The Lake Okeechobee microcystis bloom appears every summer now. It’s so big we measure it with satellites in hundreds of square miles. It’s a risk to human health at so many levels. It’s inexcusable and not enough is being done by the Department of Environmental Protection to stop landowners’ pollution. Low limits imposed on polluters still allow our waterways to receive pollution. Also, the Department of Health has yet to address the fish caught and sold there. Other than a few warning signs posted on canal banks, not enough is being done to protect the residents of Okeechobee and the Glades communities.
Create infrastructure to move water south
The Army Corps of Engineers‘ shoring up of the Herbert Hoover Dike is nearly complete. Since 2005, this public works project has taken 17 years, spent nearly $2 billion, and will guarantee no harm comes to the Glades communities.
Congratulations to the Corps. Without them, as well as air conditioning and mosquito control, much of Florida would be uninhabitable. Having said that, the Corps needs to develop better infrastructure to move water south. Each week, on the Army Corps media call, we are told of limits that keep Lake Okeechobee water from going anywhere but where we do not want it. The problem is there is often too much in the lake and too little goes to the Everglades where it is needed and used to flow 120 years ago. This needs to change.
Larger volumes of water must be moved south to keep it from having to flow east and west to the coastal estuaries. Presently, there is no mechanism to do that. The C-44 ad C-43 canals are 75 yards wide and 20 feet deep. The Miami Canal at the south end of the lake is narrow enough I could broad jump over it and shallow enough I can wade through it.

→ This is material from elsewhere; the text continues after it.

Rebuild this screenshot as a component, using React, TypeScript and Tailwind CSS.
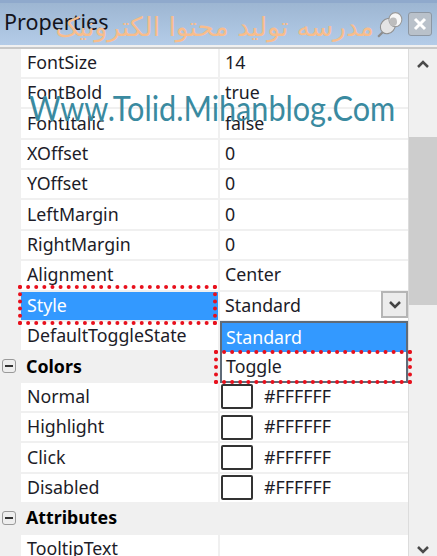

Get red snapper count right
For a decade, I’ve written about red snapper management until, well, I see red. Underway as we speak is the Great American Red Snapper Count in the South Atlantic. I suspect it will show there are far more red snapper on the reefs than federal managers have said there are. I also suspect somehow that NOAA Fisheries managers will ask for further restrictions for red snapper. How they will do this, I don’t understand, but it will happen somehow.
I understand the difficulty of NOAA Fisheries’ responsibility in striking the balance between allowing anglers to fish and conserving a natural resource. No one wants overfishing.
But fishing season for a fish in the ocean should never be two days long, as it was this year, or less, as it likely will be next year. This count needs to be right and if it shows red snapper stocks are healthy, NOAA Fisheries should let us fish for them with reasonable limits that make sense. Anglers deserve access to this resource.
Slow down the sharks
Something has to be done about the sharks. On area reefs, especially off Stuart and Jupiter, sharks are a hindrance to bottom fishing for snapper, grouper, cobia, kingfish and even sailfish.
Killing sharks is not the solution. The sharks are just doing what sharks do — opportunistically taking catches when they struggle on anglers’ fishing lines. These are highly intelligent, long-living predators doing what 400 million years of instinct has trained into their brains. They are seeking food and finding it. Basically, they know every time a 20-30 foot-long outboard-powered fiberglass-hulled boat pulls up to a reef, feeding time begins.
In fact, similar to Pavlov’s dogs, the sharks probably begin to salivate when the hear the roar and feel the vibration of the outboard motors coming.
The Sharkbanz Zeppelin shows promise for anglers. Using magnetic technology, the Zeppelin creates a field around the catch that shuns the shark without injury. Matt Ajemian and his research team at FAU Harbor Branch Oceanographic Institute are working with local charter fishing captains to examine the device’s efficacy in east Florida waters. The research results won’t be published for some time, but it’s good to know a solution to a complex problem may be on the horizon.